Sometimes when the Border Patrol spotlights go out, or when there is a change of guard along the wall, dozens of people gather on both sides. From Mexico, they toss packages of marijuana and cocaine over to the US, which are then gathered and dispatched by swift feet into the night. Border Patrol catch a few, but suspect that most get away.  

Deeper into Mexico

When we turned away from the wall to head deeper into Mexico, the Sierras, the origin of so many infamous drug traffickers and the death route of so many other desperate people, loomed ominously.

Today, the most famous son of the Sierras is by far Joaquin “Shorty” Guzman. Known simply as “El Chapo,” the Mexican translation for “shorty”, Guzman is the de facto head of arguably the most powerful drug-trafficking organization in Mexico.

The Sinaloa Cartel controls untold amounts of drugs – marijuana, cocaine, heroin and methamphetamines. Hundreds of men, women and children smuggle the illicit product into the US every day – from the individual freelancers who hop the fence when the lights go out, to more sophisticated schemes that employ truck drivers and fleets of passenger vehicles.

El Chapo takes a piece of it all. His earnings are reportedly so high that Forbes magazine listed him as one of the richest men in the world in 2009, with an amassed fortune of a billion dollars.

Today, El Chapo is more a figure of myth than reality. The Mexican government cannot catch him, and only a few old pictures endlessly passed around the internet remind us that he does, or did, exist.

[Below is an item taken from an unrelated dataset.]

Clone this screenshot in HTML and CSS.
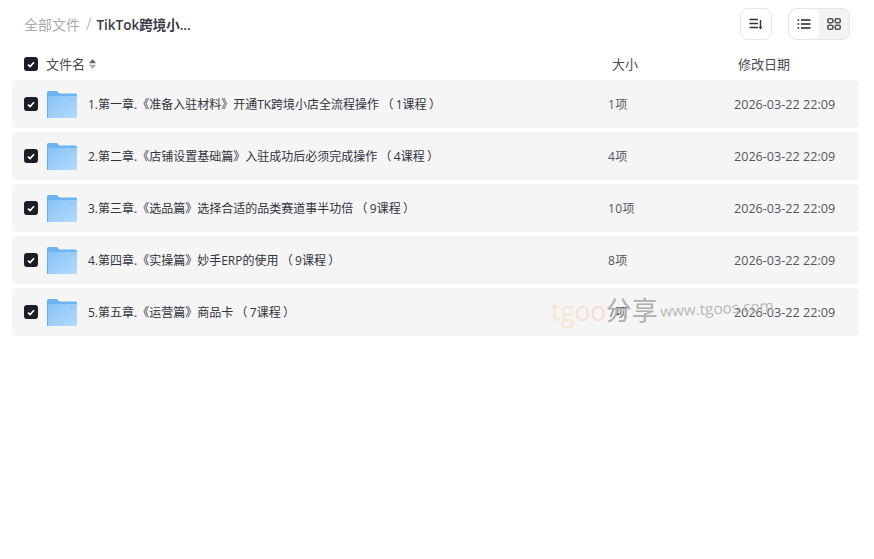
FILE: index.html
```html
<!DOCTYPE html>
<html lang="zh-CN">
<head>
  <meta charset="UTF-8">
  <title>全部文件</title>
  <link rel="stylesheet" href="styles.css">
</head>
<body>
  <div class="toolbar">
    <div class="crumbs">
      <span class="crumb-root">全部文件</span>
      <span class="crumb-sep">/</span>
      <span class="crumb-current">TikTok跨境小...</span>
    </div>
    <div class="tools">
      <button class="tool-btn">
        <svg width="14" height="12" viewBox="0 0 14 12"><path d="M0.5 1.5H9M0.5 5.5H9M0.5 9.5H9" stroke="#333" stroke-width="1.4" fill="none"/><path d="M11.5 2V10" stroke="#333" stroke-width="1.4"/><path d="M9.6 8.8H13.4L11.5 11.6Z" fill="#333"/></svg>
      </button>
      <div class="view-switch">
        <span class="view-item active">
          <svg width="14" height="10" viewBox="0 0 14 10"><path d="M0.5 1H2.2M0.5 5H2.2M0.5 9H2.2M4 1H13.5M4 5H13.5M4 9H13.5" stroke="#222" stroke-width="1.3" fill="none"/></svg>
        </span>
        <span class="view-item">
          <svg width="14" height="12" viewBox="0 0 14 12" fill="none" stroke="#555" stroke-width="1.6"><rect x="0.8" y="0.8" width="5" height="4" rx="1.3"/><rect x="8.2" y="0.8" width="5" height="4" rx="1.3"/><rect x="0.8" y="7.2" width="5" height="4" rx="1.3"/><rect x="8.2" y="7.2" width="5" height="4" rx="1.3"/></svg>
        </span>
      </div>
    </div>
  </div>

  <div class="list-head">
    <span class="check"><svg width="8" height="7" viewBox="0 0 8 7"><path d="M1 3.6L3.1 5.6L7 1.2" stroke="#fff" stroke-width="1.6" fill="none"/></svg></span>
    <span class="head-name">文件名
      <svg class="sort-icon" width="7" height="10" viewBox="0 0 7 10"><path d="M3.5 0L7 4.3H0Z" fill="#666"/><path d="M3.5 10L0 5.7H7Z" fill="#aaa"/></svg>
    </span>
    <span class="head-size">大小</span>
    <span class="head-date">修改日期</span>
  </div>

  <ul class="file-list">
    <li class="file-row">
      <span class="check"><svg width="8" height="7" viewBox="0 0 8 7"><path d="M1 3.6L3.1 5.6L7 1.2" stroke="#fff" stroke-width="1.6" fill="none"/></svg></span>
      <svg class="folder" width="30" height="27" viewBox="0 0 30 27"><use href="#folder-shape"/></svg>
      <span class="file-name">1.第一章.《准备入驻材料》开通TK跨境小店全流程操作 （ 1课程 ）</span>
      <span class="file-size">1项</span>
      <span class="file-date">2026-03-22 22:09</span>
    </li>
    <li class="file-row">
      <span class="check"><svg width="8" height="7" viewBox="0 0 8 7"><path d="M1 3.6L3.1 5.6L7 1.2" stroke="#fff" stroke-width="1.6" fill="none"/></svg></span>
      <svg class="folder" width="30" height="27" viewBox="0 0 30 27"><use href="#folder-shape"/></svg>
      <span class="file-name">2.第二章.《店铺设置基础篇》入驻成功后必须完成操作 （ 4课程 ）</span>
      <span class="file-size">4项</span>
      <span class="file-date">2026-03-22 22:09</span>
    </li>
    <li class="file-row">
      <span class="check"><svg width="8" height="7" viewBox="0 0 8 7"><path d="M1 3.6L3.1 5.6L7 1.2" stroke="#fff" stroke-width="1.6" fill="none"/></svg></span>
      <svg class="folder" width="30" height="27" viewBox="0 0 30 27"><use href="#folder-shape"/></svg>
      <span class="file-name">3.第三章.《选品篇》选择合适的品类赛道事半功倍 （ 9课程 ）</span>
      <span class="file-size">10项</span>
      <span class="file-date">2026-03-22 22:09</span>
    </li>
    <li class="file-row">
      <span class="check"><svg width="8" height="7" viewBox="0 0 8 7"><path d="M1 3.6L3.1 5.6L7 1.2" stroke="#fff" stroke-width="1.6" fill="none"/></svg></span>
      <svg class="folder" width="30" height="27" viewBox="0 0 30 27"><use href="#folder-shape"/></svg>
      <span class="file-name">4.第四章.《实操篇》妙手ERP的使用 （ 9课程 ）</span>
      <span class="file-size">8项</span>
      <span class="file-date">2026-03-22 22:09</span>
    </li>
    <li class="file-row">
      <span class="check"><svg width="8" height="7" viewBox="0 0 8 7"><path d="M1 3.6L3.1 5.6L7 1.2" stroke="#fff" stroke-width="1.6" fill="none"/></svg></span>
      <svg class="folder" width="30" height="27" viewBox="0 0 30 27"><use href="#folder-shape"/></svg>
      <span class="file-name">5.第五章.《运营篇》商品卡 （ 7课程 ）</span>
      <span class="file-size">7项</span>
      <span class="file-date">2026-03-22 22:09</span>
    </li>
  </ul>

  <!-- watermark -->
  <div class="watermark">
    <span class="wm-logo"><span class="wm-t">t</span><span class="wm-g">g</span><span class="wm-o1">o</span><span class="wm-o2">o</span></span>
    <span class="wm-share">分享</span>
    <span class="wm-url">www.tgoos.com</span>
  </div>

  <svg width="0" height="0" class="defs">
    <defs>
      <linearGradient id="folder-front" x1="0" y1="0" x2="1" y2="1">
        <stop offset="0" stop-color="#86c2f8"/>
        <stop offset="1" stop-color="#b4dafc"/>
      </linearGradient>
      <g id="folder-shape">
        <path d="M0 1.5Q0 0 1.5 0H10L12.5 2.5H28.5Q30 2.5 30 4V8H0Z" fill="#6db4f2"/>
        <path d="M0 5H30V26Q30 27 29 27H1Q0 27 0 26Z" fill="url(#folder-front)"/>
        <path d="M0 5H1V27Q0 27 0 26Z" fill="#62acef"/>
        <rect x="23" y="7" width="3.5" height="2.5" fill="#96c9f6"/>
      </g>
    </defs>
  </svg>
</body>
</html>
```

FILE: styles.css
```css
html, body {
  margin: 0;
  padding: 0;
  background: #fff;
}

body {
  font-family: "Open Sans", "Noto Sans CJK SC", sans-serif;
  color: #33333d;
  font-size: 12px;
  width: 874px;
  height: 559px;
  overflow: hidden;
  position: relative;
}

.toolbar {
  display: flex;
  justify-content: space-between;
  align-items: center;
  height: 48px;
  padding: 0 24px;
}

.crumbs {
  display: flex;
  align-items: center;
  font-size: 14px;
}

.crumb-root {
  color: #a8a8ae;
}

.crumb-sep {
  color: #a8a8ae;
  font-size: 16px;
  font-weight: 300;
  margin: 0 5px 0 6px;
}

.crumb-current {
  font-weight: 600;
  font-size: 13.5px;
  color: #3a3a44;
}

.tools {
  display: flex;
  gap: 16px;
  align-items: center;
}

.tool-btn {
  display: flex;
  align-items: center;
  justify-content: center;
  width: 32px;
  height: 32px;
  padding: 0;
  background: #fff;
  border: 1px solid #e6e6e8;
  border-radius: 8px;
}

.view-switch {
  display: flex;
  width: 60px;
  height: 30px;
  background: #f3f3f4;
  border: 1px solid #e6e6e8;
  border-radius: 8px;
  overflow: hidden;
}

.view-item {
  display: flex;
  align-items: center;
  justify-content: center;
  width: 30px;
}

.view-item.active {
  background: #fff;
  border-radius: 8px;
}

.list-head {
  display: flex;
  align-items: center;
  height: 32px;
  padding-left: 24px;
  font-size: 13px;
  color: #4a4a52;
}

.check {
  display: flex;
  align-items: center;
  justify-content: center;
  flex: none;
  width: 14px;
  height: 14px;
  background: #1d1d25;
  border-radius: 3px;
}

.head-name {
  display: flex;
  align-items: center;
  gap: 4px;
  width: 566px;
  margin-left: 8px;
  margin-bottom: 2px;
}

.sort-icon {
  margin-top: 2px;
}

.head-size {
  width: 126px;
  margin-bottom: 2px;
}

.head-date {
  margin-bottom: 2px;
}

.file-list {
  list-style: none;
  margin: 0;
  padding: 0 15px 0 12px;
  display: flex;
  flex-direction: column;
  gap: 4px;
}

.file-row {
  display: flex;
  align-items: center;
  height: 48px;
  padding-left: 12px;
  background: #f5f5f5;
  border-radius: 4px;
}

.folder {
  flex: none;
  margin-left: 9px;
  margin-top: 1px;
}

.file-name {
  width: 520px;
  margin-left: 11px;
  white-space: nowrap;
  word-spacing: -0.8px;
}

.file-size {
  width: 126px;
  letter-spacing: 0.4px;
  color: #55555d;
}

.file-date {
  font-size: 12.6px;
  color: #55555d;
}

.watermark {
  position: absolute;
  left: 551px;
  top: 288px;
  display: flex;
  align-items: center;
  white-space: nowrap;
  pointer-events: none;
}

.wm-logo {
  font-family: "Open Sans", sans-serif;
  font-size: 27px;
  opacity: 0.3;
  letter-spacing: -0.5px;
  margin-top: 4px;
}

.wm-t { color: #f5c97a; }
.wm-g { color: #f7c98a; }
.wm-o1 { color: #f8b98a; }
.wm-o2 { color: #f6a89a; }

.wm-share {
  font-size: 26px;
  color: #b0b0b0;
  margin-left: 0;
}

.wm-url {
  font-size: 15.3px;
  color: #b8b8b8;
  margin-left: 2px;
  margin-bottom: 2px;
  transform: rotate(-3deg);
}

.defs {
  position: absolute;
}
```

In Agua Prieta, a small border town that remains peaceful due to El Chapo’s uncontested rule, everyone knows his name, from the toothless old ladies selling tamales by the border to mechanics, school children and respected businessmen. When asked, many of the same people couldn’t tell me anything about Felipe Calderon. They didn’t recognize the name. One person even suggested that he might have heard the name once when he was shopping in Douglas.

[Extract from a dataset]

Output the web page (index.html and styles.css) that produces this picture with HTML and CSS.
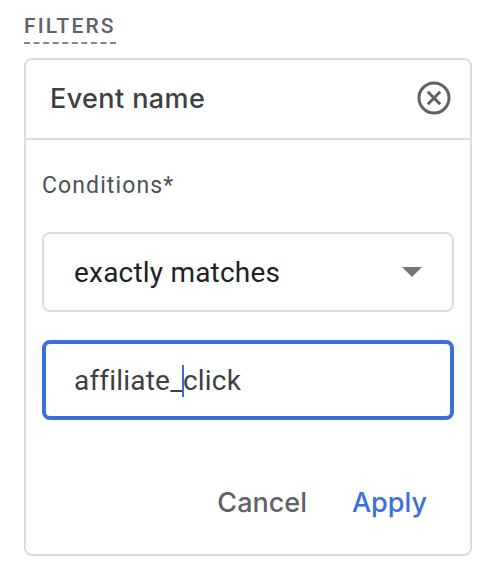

El Chapo is a legend from the Sierras; Felipe Calderon is the president of Mexico, and one of the few people who recognized the name said he felt closer to US President Barack Obama in Washington than he did to Calderon in Mexico City.

I briefly chatted with this man, this rare specimen who could identify Calderon. As it turned out, he wasn’t your typical mechanic.

“We make hidden compartments here,” he told me, pointing to an old Toyota Camry that he had just finished working on.

For a few hundred pesos, they can make a couple of hidden compartments in the seats, or maybe in the side paneling. More money afforded more creative compartments. They even added suspension to the car so that a vehicle loaded down with “dozens of kilos of marijuana” didn’t lend the appearance that it was overburdened with illegal wares.

At the crossing, Border Patrol guards keep a close watch on the wheel wells of the cars as they pass north into the US. The cars riding heavy are always stopped for a detailed inspection.

For three generations, the mechanic’s shop had maintained a small turnover of cars that actually needed some engine work, maybe a little transmission tuning. But his core business was definitely outfitting cars, trucks, vans or anything with hidden compartments for smuggling.

The mechanic said there were more than a dozen such shops working in Agua Prieta.

Crossing over

While it took little more than a minute to enter Mexico, returning to the US took over an hour. We had to turn east to find the back of the line, before turning north to pick up the small, two-lane road that ran along the border fence.

As we got closer to the border crossing, the fence improved. It changed from rusted and patched to painted and perfect. Funding for cosmetics appeared plentiful, so long as we were near the US side of a border crossing.

Once we finally reached the guard post, one for each of the 16 lanes across the Mexico-US border crossing, the guard took a quick glance at our passports and waved us through.

So much for stepped-upsecurity.

The idea that the Merida Initiative, the $400 million US aid package passed last year, can provide enough money and training to increase security at border crossings like Douglas is feasible. But when considering El Paso, or Laredo, Texas, the largest inland shipping lanes in the Americas, it indeed seems an insurmountable challenge.

On the other hand, most of the security we see is at border crossings, with thousands of miles of fence left up to the Border Patrol to guard. Their budget is staggering, but manpower falters.

The best control of the border is likely in Mexico, where men like El Chapo determine who can cross by allowing only those who pay the fee to pass.

Then again, this was Douglas, Arizona – one of the quietest slices of the border. And El Chapo likely wants to keep it that way.

With hundreds, maybe even thousands of freelance smugglers peacefully hopping the fence or rolling through the border with hidden compartments and extra suspension, it pays to keep things quiet.